[Buddha-l] Barbaric not Buddhist
Stanley J. Ziobro II
ziobro at wfu.edu
Sun Jul 24 22:48:17 MDT 2005
On Sun, 24 Jul 2005, Richard P. Hayes wrote:
> On Sat, 2005-07-23 at 13:23 -0400, SJZiobro at cs.com wrote:
>
> > The events relayed by your Burman acquaintance were beyond barbaric.
> > Evil is not too strong a word here.
>
> Perhaps not, but it is the wrong word to use in a Buddhist context.
> Moreover, it is a worse than useless word to use in any context. Let us
> stick to Buddhist concepts to describe what goes on in Buddhist
> contexts, lest we confuse the children. The actions described in the
> message that Joanna forwarded were unskilful and not worthy of
> emulation. But calling them evil is quite unnecessary.
Although I see you point and agree with you inasmuch as the General
described in Joanna's message was in part lacking in skill, still, this
lack comprised (1) killing people (2) for the purpose of intimidating and
subjugating the local populace. From this perspective his deed was evil.

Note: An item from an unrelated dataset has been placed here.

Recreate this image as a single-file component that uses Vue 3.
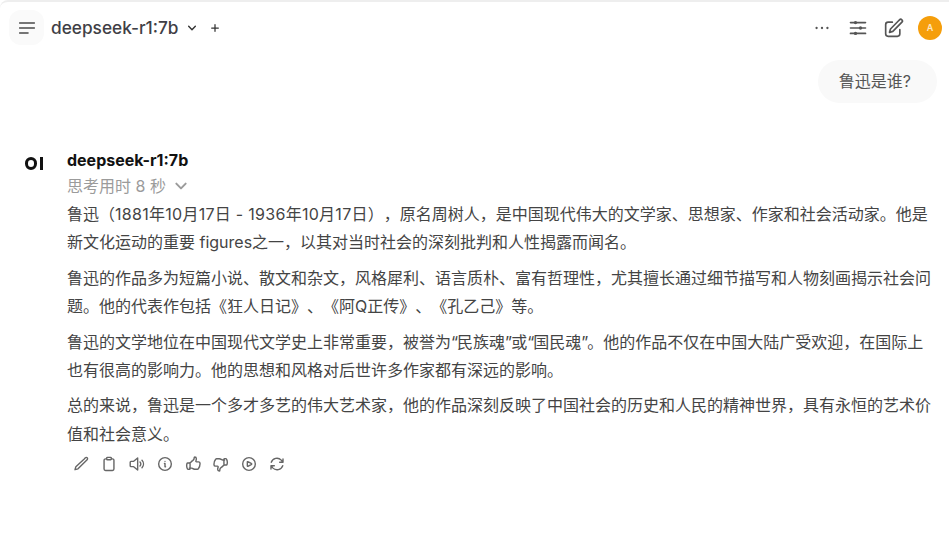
<script setup>
const paragraphs = [
  '鲁迅（1881年10月17日 - 1936年10月17日），原名周树人，是中国现代伟大的文学家、思想家、作家和社会活动家。他是新文化运动的重要 figures之一，以其对当时社会的深刻批判和人性揭露而闻名。',
  '鲁迅的作品多为短篇小说、散文和杂文，风格犀利、语言质朴、富有哲理性，尤其擅长通过细节描写和人物刻画揭示社会问题。他的代表作包括《狂人日记》、《阿Q正传》、《孔乙己》等。',
  '鲁迅的文学地位在中国现代文学史上非常重要，被誉为“民族魂”或“国民魂”。他的作品不仅在中国大陆广受欢迎，在国际上也有很高的影响力。他的思想和风格对后世许多作家都有深远的影响。',
  '总的来说，鲁迅是一个多才多艺的伟大艺术家，他的作品深刻反映了中国社会的历史和人民的精神世界，具有永恒的艺术价值和社会意义。'
]
const segments = (text) => text.split(/([“”]|1881年10月17日 - 1936年10月17日)/).filter(Boolean)
const segmentClass = (s) => (s === '“' || s === '”' ? 'quote' : s.startsWith('1881') ? 'date' : '')
const actions = [
  'M16.86 4.49l1.69-1.69a1.88 1.88 0 1 1 2.65 2.65L7.5 19.2l-4.5 1.3 1.3-4.5L16.86 4.49z',
  'M8.6 4.3H6.8a2.2 2.2 0 0 0-2.2 2.2v13a2.2 2.2 0 0 0 2.2 2.2h10.4a2.2 2.2 0 0 0 2.2-2.2v-13a2.2 2.2 0 0 0-2.2-2.2h-1.8M9.5 2h5a.9.9 0 0 1 .9.9v1.9a.9.9 0 0 1-.9.9h-5a.9.9 0 0 1-.9-.9V2.9a.9.9 0 0 1 .9-.9z',
  'M13 3v18l-6-5H3a1.2 1.2 0 0 1-1.2-1.2V9.2A1.2 1.2 0 0 1 3 8h4l6-5zM16.5 9a4.2 4.2 0 0 1 0 6M19.5 6.5a8 8 0 0 1 0 11',
  'M21.5 12a9.5 9.5 0 1 1-19 0 9.5 9.5 0 0 1 19 0zM11.2 11.2h.8v5h.8M12 8h.01',
  'M6.6 10.5c.8 0 1.6-.5 2.1-1.1a11 11 0 0 1 2.8-2.5c.9-.6 1.7-1.3 2-2.4.2-.7.3-1.4.3-2.1a.8.8 0 0 1 .8-.8A2.4 2.4 0 0 1 17 4c0 1.2-.3 2.3-.7 3.3-.3.6.2 1.5.9 1.5h3.2c1 0 2 .8 2.1 1.9 0 .5 0 .9 0 1.3 0 2.7-.9 5.1-2.5 7.1-.3.4-.9.7-1.4.7h-4a4 4 0 0 1-1.5-.3l-3-1.2a4 4 0 0 0-1.5-.3H6.6M6.6 10.5H3.9a1 1 0 0 0-.9.7 11 11 0 0 0-.5 3.3c0 1.8.4 3.4 1.2 4.9.2.4.7.6 1.1.6h1.9a1 1 0 0 0 .9-1v-7.5a1 1 0 0 0-1-1z',
  'M17.4 13.5c-.8 0-1.6.5-2.1 1.1a11 11 0 0 1-2.8 2.5c-.9.6-1.7 1.3-2 2.4-.2.7-.3 1.4-.3 2.1a.8.8 0 0 1-.8.8A2.4 2.4 0 0 1 7 20c0-1.2.3-2.3.7-3.3.3-.6-.2-1.5-.9-1.5H3.6c-1 0-2-.8-2.1-1.9v-1.3c0-2.7.9-5.1 2.5-7.1.3-.4.9-.7 1.4-.7h4a4 4 0 0 1 1.5.3l3 1.2a4 4 0 0 0 1.5.3h2M17.4 13.5h2.7a1 1 0 0 0 .9-.7 11 11 0 0 0 .5-3.3c0-1.8-.4-3.4-1.2-4.9-.2-.4-.7-.6-1.1-.6h-1.8a1 1 0 0 0-1 1v7.5a1 1 0 0 0 1 1z',
  'M21.5 12a9.5 9.5 0 1 1-19 0 9.5 9.5 0 0 1 19 0zM15.9 11.6a.5.5 0 0 1 0 .8l-5.6 3.1a.5.5 0 0 1-.8-.4V8.9a.5.5 0 0 1 .8-.4l5.6 3.1z',
  'M16 9.3h5V4.4M2.98 19.6v-5h5M3.4 9.5a9 9 0 0 1 15-3.3L21 9.3M20.6 14.5a9 9 0 0 1-15 3.3L3 14.7'
]
</script>

<template>
  <div class="app">
    <header class="topbar">
      <div class="left">
        <button class="menu" aria-label="菜单">
          <svg width="20" height="20" viewBox="0 0 24 24" fill="none" stroke="currentColor" stroke-width="2" stroke-linecap="round">
            <path d="M3.2 6h17.6M3.2 12h17.6M3.2 18h10" />
          </svg>
        </button>
        <span class="model">deepseek-r1:7b</span>
        <svg class="chev" width="10" height="10" viewBox="0 0 24 24" fill="none" stroke="currentColor" stroke-width="3.4" stroke-linecap="round" stroke-linejoin="round">
          <path d="M4 8l8 8 8-8" />
        </svg>
        <svg class="plus" width="10" height="10" viewBox="0 0 24 24" fill="none" stroke="currentColor" stroke-width="3" stroke-linecap="round">
          <path d="M12 4v16M4 12h16" />
        </svg>
      </div>
      <div class="right">
        <svg width="20" height="20" viewBox="0 0 24 24" fill="currentColor">
          <circle cx="5.5" cy="12" r="1.4" /><circle cx="12" cy="12" r="1.4" /><circle cx="18.5" cy="12" r="1.4" />
        </svg>
        <svg width="20" height="20" viewBox="0 0 24 24" fill="none" stroke="currentColor" stroke-width="2" stroke-linecap="round">
          <path d="M3 5.5h18M3 12h18M3 18.5h18" />
          <circle cx="9" cy="5.5" r="2" fill="currentColor" stroke="none" />
          <circle cx="15" cy="12" r="2" fill="currentColor" stroke="none" />
          <circle cx="9" cy="18.5" r="2" fill="currentColor" stroke="none" />
        </svg>
        <svg width="20" height="20" viewBox="0 0 24 24" fill="none" stroke="currentColor" stroke-width="2" stroke-linecap="round" stroke-linejoin="round">
          <path d="M16.9 3.9l1.7-1.7a2 2 0 1 1 2.9 2.8L10.6 16l-4 1.2 1.2-4L16.9 3.9z" />
          <path d="M19 14v5a3 3 0 0 1-3 3H5a3 3 0 0 1-3-3V8a3 3 0 0 1 3-3h5" />
        </svg>
        <div class="avatar">A</div>
      </div>
    </header>

    <main class="chat">
      <div class="user-row">
        <div class="bubble">鲁迅是谁?</div>
      </div>
      <section class="reply">
        <div class="logo"><span class="logo-o"></span><span class="logo-i"></span></div>
        <div class="body">
          <div class="name">deepseek-r1:7b</div>
          <div class="thinking">
            <span>思考用时 8 秒</span>
            <svg width="14" height="14" viewBox="0 0 24 24" fill="none" stroke="currentColor" stroke-width="3.4" stroke-linecap="round" stroke-linejoin="round">
              <path d="M4 8l8 8 8-8" />
            </svg>
          </div>
          <p v-for="p in paragraphs" :key="p"><span v-for="(s, i) in segments(p)" :key="i" :class="segmentClass(s)">{{ s }}</span></p>
          <div class="actions">
            <svg v-for="d in actions" :key="d" width="16" height="16" viewBox="0 0 24 24" fill="none" stroke="currentColor" stroke-width="2.1" stroke-linecap="round" stroke-linejoin="round">
              <path :d="d" />
            </svg>
          </div>
        </div>
      </section>
    </main>
  </div>
</template>

<style>
html, body { margin: 0; background: #fff; }
</style>

<style scoped>
.app {
  width: 949px;
  height: 533px;
  box-sizing: border-box;
  overflow: hidden;
  background: #fff;
  border-top: 2px solid #eeeeee;
  border-top-left-radius: 8px;
  font-family: Inter, "Noto Sans CJK SC", sans-serif;
  color: #333;
  text-spacing-trim: space-all;
}
.topbar {
  height: 51px;
  display: flex;
  align-items: center;
  justify-content: space-between;
  padding: 0 7px 0 9px;
}
.left, .right { display: flex; align-items: center; }
.menu {
  width: 35px;
  height: 35px;
  display: flex;
  align-items: center;
  justify-content: center;
  padding: 0;
  border: none;
  border-radius: 12px;
  background: #fafafa;
  color: #4a4a4a;
}
.model {
  margin-left: 7px;
  font-size: 17.25px;
  font-weight: 500;
  color: #3f3f46;
}
.chev { margin-left: 8px; color: #333; }
.plus { margin-left: 13px; color: #333; }
.right { gap: 16px; color: #555; }
.right .avatar { margin-left: -2px; }
.avatar {
  width: 24px;
  height: 24px;
  border-radius: 50%;
  background: #f59e0b;
  color: #fde8c4;
  display: flex;
  align-items: center;
  justify-content: center;
  font-size: 9px;
  font-weight: 600;
}
.chat { padding: 0 12px 0 25px; }
.user-row {
  display: flex;
  justify-content: flex-end;
  margin-top: 7px;
}
.bubble {
  height: 43px;
  line-height: 43px;
  padding: 0 26px 0 21px;
  border-radius: 22px;
  background: #f9f9f9;
  font-size: 16px;
  color: #555;
}
.reply {
  display: flex;
  margin-top: 46px;
}
.logo {
  width: 42px;
  flex: none;
  display: flex;
  gap: 3px;
  padding-top: 8px;
  height: 14px;
}
.logo-o {
  border: 3px solid #111;
  border-radius: 50%;
  box-sizing: border-box;
  width: 12px;
  height: 12.5px;
}
.logo-i { width: 3px; height: 12.5px; background: #111; }
.body { flex: 1; min-width: 0; }
.name {
  font-size: 16px;
  font-weight: 700;
  line-height: 22px;
  color: #111;
}
.thinking {
  display: flex;
  align-items: center;
  gap: 8px;
  margin-top: 4px;
  font-size: 16px;
  line-height: 22px;
  color: #9b9b9b;
}
p {
  margin: 7.3px 0 0;
  font-size: 16px;
  line-height: 28.25px;
  color: #444;
}
.thinking + p { margin-top: 3px; }
.date { letter-spacing: 0.28px; }
.quote { letter-spacing: -1px; }
.actions {
  display: flex;
  gap: 12px;
  margin-top: 2px;
  padding-left: 6px;
  height: 28px;
  align-items: center;
  color: #666;
}
</style>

I suppose one might prefer to use such terms as bad, wrong, wicked, harmful,
injurious, ill-omened, as well as unskilful to conceive of this General's
action, but these are conceptually, all of them, different connotations to
the notion of evil. I am going to do the unpardonable, but the Japanese
Buddhist dictionaries I have -- Nakamura Hajime's "Bukkyougo Daijiten" for
instance -- indicate that the notion of evil is not a foreign Buddhist
concept and is used to describe what goes on in Buddhist contexts. If I
had an objection to the use of the word "evil" in a Buddhist (con)text it
would be based on a notion that this term only carried with it (or simply
implied) a Judeo-Christian worldview. Unfortunately, I have no such
objection because there are certain philosophical notions of evil in the
West that clearly predate Christianity and arose without the context of a
Jewish worldview. To illustrate my point, one need only consider the
writings of the Greek tragedians, or the Platonic or Aristotlian notions
of evil as the absence of a due good. As to whether these notions are
compatible with Buddhist concepts I don't know, but I would surmise they
are at least analogous.
> (I realize that
> as an admirer of President Bush you like to talk as he does, but if you
> persist in such unseemly vocabularical behavior, we will be forced to
> burn incense for you and pray for your speedy recovery from delusion.)
I took it as a given that you are already in the habit of burning incense
and praying for all sentient being for the speedy recovery from delusion.
I hadn't the least idea that my remarks have engendered in you such feats
of altruism. But I can't take the credit here; that probably goes to
George W. Bush. Amazing what that man does.